CONTROLS AND PROCEDURES
DISCLOSURE CONTROLS AND PROCEDURES
We maintain a system of controls and procedures designed to ensure that information required to be disclosed in reports we file with the SEC is recorded, processed, summarized and reported within the time periods specified by the SECs rules and forms. These disclosure controls and procedures (as defined in the Securities and Exchange Act of 1934 Rules 13a - 15(e) and 15d - 15(e)), include, without limitation, controls and procedures designed to ensure that information is accumulated and communicated to our management, including our Chief Executive Officer and Chief Financial Officer, to allow timely decisions regarding required disclosure. Our Chief Executive Officer and Chief Financial Officer, with the participation of other management officials, evaluated the effectiveness of the design and operation of the disclosure controls and procedures as of September 30, 2012. Based upon that evaluation, our Chief Executive Officer and Chief Financial Officer concluded that our disclosure controls and procedures are effective.

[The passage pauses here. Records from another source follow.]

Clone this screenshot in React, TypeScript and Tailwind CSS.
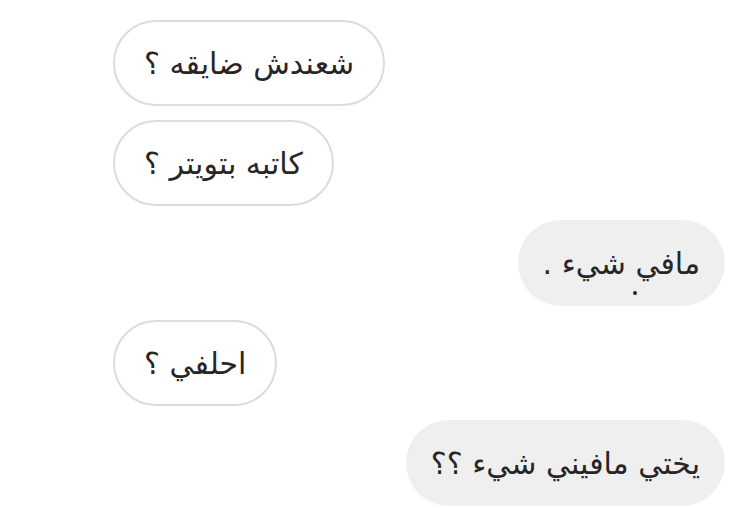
const messages = [
  { text: "شعندش ضايقه ؟", mine: false },
  { text: "كاتبه بتويتر ؟", mine: false },
  { text: "مافي شيء .", mine: true, dot: true },
  { text: "احلفي ؟", mine: false },
  { text: "يختي مافيني شيء ؟؟", mine: true },
]

export default function App() {
  return (
    <div className="flex h-[508px] w-[750px] flex-col gap-[14px] bg-white pt-[20px] font-['DejaVu_Sans',sans-serif] text-[#262626]">
      {messages.map((m, i) =>
        m.mine ? (
          <div
            key={i}
            dir="rtl"
            className="relative mr-[25px] flex h-[86px] items-center self-end rounded-full bg-[#efefef] px-[25px] text-[30px]"
          >
            {m.text}
            {m.dot && (
              <span className="absolute right-[88px] top-[71px] size-[4px] rounded-full bg-[#262626]" />
            )}
          </div>
        ) : (
          <div
            key={i}
            dir="rtl"
            className="ml-[113px] flex h-[86px] items-center self-start rounded-full border-2 border-[#dbdbdb] bg-white px-[29px] text-[30px]"
          >
            {m.text}
          </div>
        )
      )}
    </div>
  )
}
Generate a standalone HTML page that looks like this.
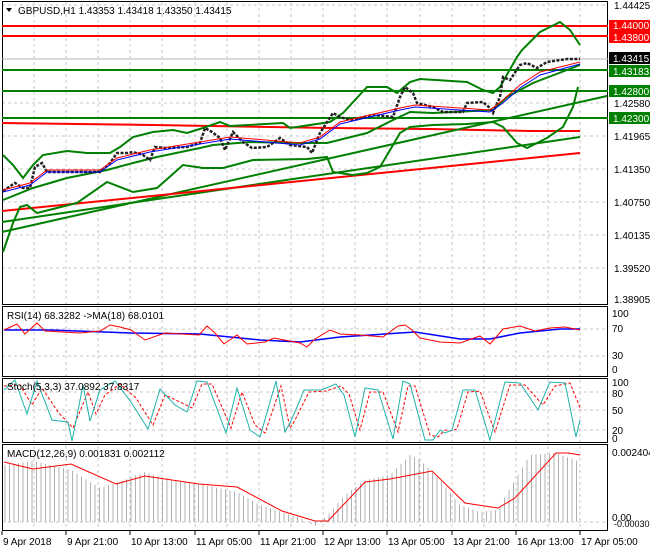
<!DOCTYPE html><html><head><style>
body{margin:0;background:#fff;width:650px;height:550px;overflow:hidden;font-family:"Liberation Sans",sans-serif}
svg{display:block}
text{font-family:"Liberation Sans",sans-serif;font-size:10px;fill:#000}
</style></head><body>
<svg width="650" height="550" viewBox="0 0 650 550">
<defs>
<pattern id="hb" width="4.5" height="10" patternUnits="userSpaceOnUse"><rect x="0" y="0" width="1" height="10" fill="#b0b0b0"/></pattern>
</defs>
<rect width="650" height="550" fill="#fff"/>
<g stroke="#c8c8c8" stroke-dasharray="3,3" stroke-width="1">
<path d="M34 2V530M66 2V530M98 2V530M130 2V530M162 2V530M195 2V530M227 2V530M259 2V530M291 2V530M323 2V530M355 2V530M387 2V530M420 2V530M452 2V530M484 2V530M516 2V530M548 2V530M580 2V530"/>
<path d="M2 5H608M2 103H608M2 136H608M2 169H608M2 202H608M2 235H608M2 268H608M2 329H608M2 356H608M2 392H608M2 410H608M2 430H608M2 522H608"/>
</g>
<g stroke="#000" fill="none" stroke-width="1">
<rect x="2.5" y="1.5" width="605" height="303"/>
<rect x="2.5" y="306.5" width="605" height="70"/>
<rect x="2.5" y="378.5" width="605" height="64"/>
<rect x="2.5" y="444.5" width="605" height="86"/>
</g>
<g stroke-width="2" fill="none">
<path d="M2 26H608M2 36H608" stroke="#ff0000"/>
<path d="M2 59H608" stroke="#b4b4b4" stroke-width="1"/>
<path d="M2 70H608M2 91H608M2 118H608" stroke="#008000"/>
<path d="M2 123L77 124L153 125L330 128L430 129L530 131L580 131" stroke="#ff0000"/>
<path d="M2 232L607 96" stroke="#008000"/>
<path d="M2 222L300 178L580 137" stroke="#008000"/>
<path d="M2 211L580 153" stroke="#ff0000"/>
<path d="M3 155L13 165L23 178L33 165L43 155L67 151L87 153L110 153L120 147L133 137L153 132L173 130L187 133L203 128L220 122L230 126L283 123L290 128L330 122L343 113L367 87L387 87L397 93L410 82L420 79L467 82L483 90L493 93L500 87L517 57L522 50L540 32L560 22L570 30L580 45" stroke="#008000"/>
<path d="M3 252L13 223L20 207L27 205L37 213L77 203L107 182L133 192L157 188L183 165L203 168L223 168L253 160L307 159L327 157L333 172L353 175L367 173L380 167L393 145L400 133L410 127L433 125L467 124L493 122L503 127L517 143L527 148L547 138L563 127L573 107L578 87" stroke="#008000"/>
<path d="M3 200L33 188L67 178L107 170L133 163L157 157L200 148L213 145L250 142L300 143L327 143L367 133L393 120L410 112L433 113L493 110L507 97L533 83L580 65" stroke="#008000"/>
</g>
<path d="M3 191L15 183L23 188L30 188L35 167L42 163L47 172L67 172L87 172L100 172L110 163L117 153L127 153L133 152L143 155L150 160L155 147L167 148L187 147L200 143L205 128L212 132L220 138L225 150L233 132L243 142L252 148L267 147L280 138L290 145L307 147L312 153L320 133L333 113L340 117L350 120L373 115L393 117L400 97L405 87L413 93L417 103L433 107L443 112L463 112L467 103L483 102L490 108L493 113L500 97L503 77L510 80L520 65L527 63L537 68L547 62L567 59L580 59" stroke="#222" fill="none" stroke-width="2.5" stroke-dasharray="3,1.5"/>
<path d="M3 190L30 183L47 170L100 170L117 158L150 150L200 142L230 137L300 143L320 137L340 122L400 108L415 105L490 110L503 100L520 85L540 72L580 62" stroke="#ff0000" fill="none"/>
<path d="M3 192L30 185L47 172L100 172L117 160L150 152L200 144L230 139L300 145L320 139L340 124L400 110L415 107L490 112L503 103L520 88L540 75L580 64" stroke="#0000ff" fill="none"/>
<path d="M6 8L12 8L9 12Z" fill="#000"/>
<text x="18" y="14">GBPUSD,H1  1.43353 1.43418 1.43350 1.43415</text>
<g>
<text x="614" y="9">1.44425</text>
<rect x="609" y="20" width="41" height="11" fill="#ff0000"/><text x="613" y="29" style="fill:#fff">1.44000</text>
<rect x="609" y="31" width="41" height="12" fill="#ff0000"/><text x="613" y="41" style="fill:#fff">1.43800</text>
<rect x="609" y="52" width="41" height="12" fill="#000"/><text x="613" y="62" style="fill:#fff">1.43415</text>
<rect x="609" y="65" width="41" height="12" fill="#008000"/><text x="613" y="75" style="fill:#fff">1.43183</text>
<rect x="609" y="85" width="41" height="12" fill="#008000"/><text x="613" y="95" style="fill:#fff">1.42800</text>
<text x="614" y="107">1.42580</text>
<rect x="609" y="112" width="41" height="12" fill="#008000"/><text x="613" y="122" style="fill:#fff">1.42300</text>
<text x="614" y="140">1.41965</text>
<text x="614" y="173">1.41350</text>
<text x="614" y="206">1.40750</text>
<text x="614" y="239">1.40135</text>
<text x="614" y="272">1.39520</text>
<text x="614" y="303">1.38905</text>
</g>
<text x="7" y="319">RSI(14) 68.3282  -&gt;MA(18) 68.0101</text>
<path d="M4 330L50 330L131 333L200 334L260 340L300 342L340 337L400 333L415 332L460 339L490 339L520 333L560 329L580 329" stroke="#0000ff" fill="none" stroke-width="1.5"/>
<path d="M4 330L17 324L25 334L37 323L45 331L80 333L100 331L110 325L120 327L131 330L145 340L165 333L199 335L207 326L215 333L224 344L237 335L247 344L265 342L274 338L300 343L307 347L315 339L330 330L340 334L360 335L383 337L398 326L405 325L412 330L420 338L440 342L460 343L480 336L490 344L503 329L520 326L535 331L550 328L565 327L580 330" stroke="#ff0000" fill="none"/>
<text x="612" y="317">100</text><text x="612" y="332">70</text><text x="612" y="359">30</text><text x="612" y="373">0</text>
<path d="M4 386L20 385L32 405L42 388L58 412L73 428L88 392L96 414L105 395L120 384L136 398L153 425L165 395L180 402L192 408L202 384L212 384L231 428L242 392L255 425L265 433L281 386L290 428L295 420L305 400L309 392L326 391L341 386L349 394L360 430L370 392L383 392L398 432L408 386L415 386L430 435L438 437L445 430L450 431L457 429L468 392L480 391L495 432L510 385L525 385L543 405L555 386L570 383L581 410" stroke="#ff0000" fill="none" stroke-dasharray="3,2"/>
<path d="M4 390L15 380L27 414L37 381L52 420L68 422L72 441L83 385L90 421L100 390L115 381L131 402L148 429L160 389L175 405L187 412L197 381L207 382L226 433L237 388L250 430L260 437L276 381L285 432L290 423L300 400L304 390L321 390L336 384L344 395L355 437L365 388L378 390L393 439L403 381L410 384L425 440L433 440L440 430L445 433L452 430L463 390L475 390L490 440L505 382L520 383L538 410L550 382L565 383L576 437L580 420" stroke="#20b2aa" fill="none"/>
<text x="7" y="390">Stoch(5,3,3) 37.0892 37.8317</text>
<text x="612" y="386">100</text><text x="612" y="397">80</text><text x="612" y="414">50</text><text x="612" y="434">20</text><text x="612" y="442">0</text>
<path d="M4 522L4 465L33 461L71 470L100 488L116 483L145 472L170 480L199 484L237 492L260 505L300 518L315 526L328 515L345 495L365 480L390 475L410 455L420 460L440 480L460 505L480 512L498 510L510 488L530 455L556 453L575 460L580 462L580 522Z" fill="url(#hb)"/>
<path d="M4 462L33 469L71 464L116 484L145 476L199 484L237 487L282 511L315 521L328 521L365 482L390 479L432 471L465 503L498 508L515 498L556 453L568 453L580 455" stroke="#ff0000" fill="none"/>
<text x="7" y="457">MACD(12,26,9) 0.001831 0.002112</text>
<text x="612" y="456">0.002404</text><text x="612" y="521">0.00</text><text x="614" y="527" style="font-size:9px">-0.000306</text>
<g>
<path d="M2 531V535M66 531V535M130 531V535M195 531V535M259 531V535M323 531V535M387 531V535M452 531V535M516 531V535M580 531V535" stroke="#000"/>
<text x="3" y="545">9 Apr 2018</text>
<text x="67" y="545">9 Apr 21:00</text>
<text x="131" y="545">10 Apr 13:00</text>
<text x="196" y="545">11 Apr 05:00</text>
<text x="260" y="545">11 Apr 21:00</text>
<text x="324" y="545">12 Apr 13:00</text>
<text x="388" y="545">13 Apr 05:00</text>
<text x="453" y="545">13 Apr 21:00</text>
<text x="517" y="545">16 Apr 13:00</text>
<text x="581" y="545">17 Apr 05:00</text>
</g>
</svg>
</body></html>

We are in the process of replacing our legacy information technology systems and have substantially completed the implementation of new financial reporting software, which is a major component of the replacement. We are also in the process of implementing a new quote to cash software system, which is another significant component of the replacement. The new information technology systems were a source for most of the information presented in this Quarterly Report on Form 10-Q. We are continuing to work towards the full implementation of the new information technology systems.
No other changes were made to our internal controls over financial reporting or other factors that could materially affect these controls during the third quarter of 2012.
PART II OTHER INFORMATION
Certain legal proceedings in which we are involved are discussed in Note 12 to the consolidated financial statements and Part I, Item 3 of our Annual Report on Form 10-K for the year ended December 31, 2011, and in Note 18 to the condensed consolidated financial statements and Part II, Item 1 of our Quarterly Report on Form 10-Q for the quarters ended March 31, 2012 and June 30, 2012. See Note 18 to the condensed consolidated financial statements of this Form 10-Q for a discussion of certain recent developments concerning our legal proceedings.
There were no material changes to the risk factors disclosed in Item 1A of Part 1 in our Form 10-K for the year ended December 31, 2011 as previously updated by disclosure in Item IA of Part 1 of our Form 10-Q for the quarter ended June 30, 2012.
MINE SAFETY DISCLOSURES
The information concerning mine safety violations or other regulatory matters required by Section 1503(a) of the Dodd-Frank Wall Street Reform and Consumer Protection Act and Item 104 of Regulation S-K is included in Exhibit 95 of this report.
Pursuant to the requirements of the Securities Exchange Act of 1934, the registrant has duly caused this report to be signed on its behalf by the undersigned thereunto duly authorized.